Information supplied ->
┌──

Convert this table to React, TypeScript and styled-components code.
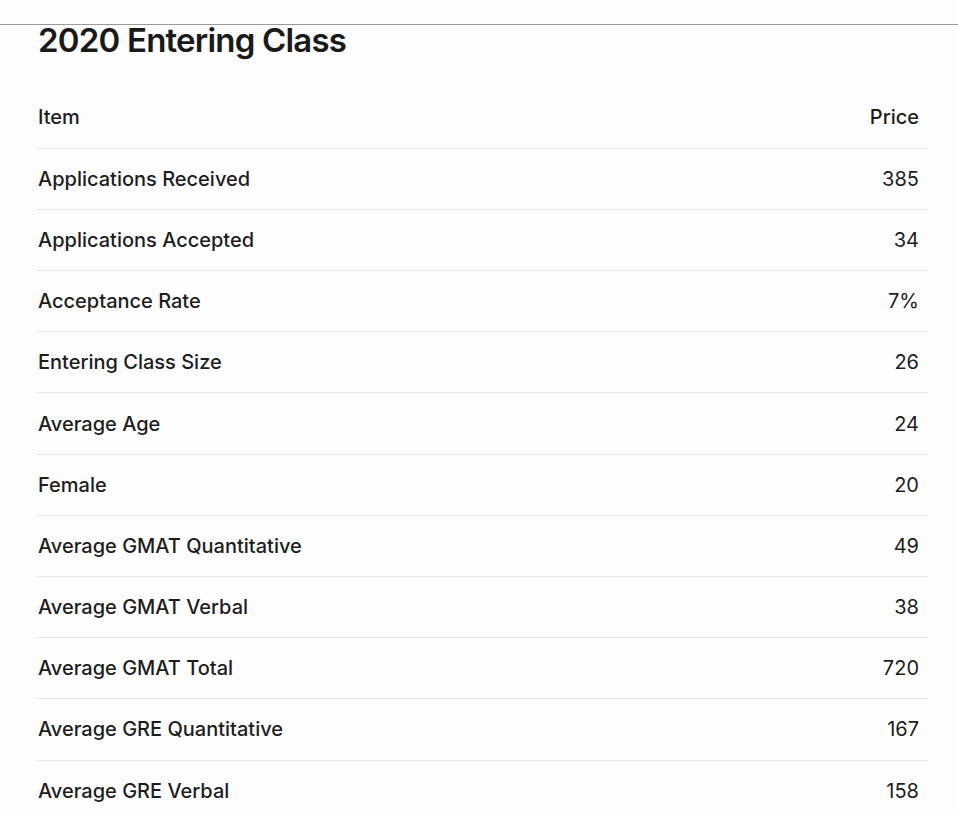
import styled, { createGlobalStyle } from 'styled-components';

const rows: [string, string][] = [
  ['Applications Received', '385'],
  ['Applications Accepted', '34'],
  ['Acceptance Rate', '7%'],
  ['Entering Class Size', '26'],
  ['Average Age', '24'],
  ['Female', '20'],
  ['Average GMAT Quantitative', '49'],
  ['Average GMAT Verbal', '38'],
  ['Average GMAT Total', '720'],
  ['Average GRE Quantitative', '167'],
  ['Average GRE Verbal', '158'],
];

const GlobalStyle = createGlobalStyle`
  body {
    margin: 0;
    background: #fdfdfd;
    font-family: Inter, "Liberation Sans", sans-serif;
    color: #1d1d1d;
  }
`;

const TopRule = styled.div`
  height: 24px;
  border-bottom: 1px solid #9a9a9a;
`;

const Section = styled.section`
  padding: 0 30px 0 36px;
`;

const Title = styled.h2`
  margin: -4px 0 28px 2px;
  font-size: 33px;
  line-height: 38px;
  font-weight: 600;
  letter-spacing: -0.8px;
  color: #1a1a1a;
`;

const Table = styled.table`
  width: 892px;
  border-collapse: collapse;
`;

const Row = styled.tr`
  height: 61.2px;
  border-bottom: 1px solid #e6e6e6;
`;

const Cell = styled.td<{ $right?: boolean }>`
  padding: 0 ${(p) => (p.$right ? '9px' : '0')} 0 ${(p) => (p.$right ? '0' : '2px')};
  text-align: ${(p) => (p.$right ? 'right' : 'left')};
  font-size: 20px;
  font-weight: ${(p) => (p.$right ? 400 : 500)};
  color: #1d1d1d;
`;

const HeadCell = styled(Cell).attrs({ as: 'th' })`
  font-weight: 500;
`;

export default function App() {
  return (
    <>
      <GlobalStyle />
      <TopRule />
      <Section>
        <Title>2020 Entering Class</Title>
        <Table>
          <thead>
            <Row>
              <HeadCell>Item</HeadCell>
              <HeadCell $right>Price</HeadCell>
            </Row>
          </thead>
          <tbody>
            {rows.map(([label, value]) => (
              <Row key={label}>
                <Cell>{label}</Cell>
                <Cell $right>{value}</Cell>
              </Row>
            ))}
          </tbody>
        </Table>
      </Section>
    </>
  );
}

└──

Aim ->
Copy and report every line where the word "components" is present.

Task result ->
Convert this table to React, TypeScript and styled-components code.
import styled, { createGlobalStyle } from 'styled-components';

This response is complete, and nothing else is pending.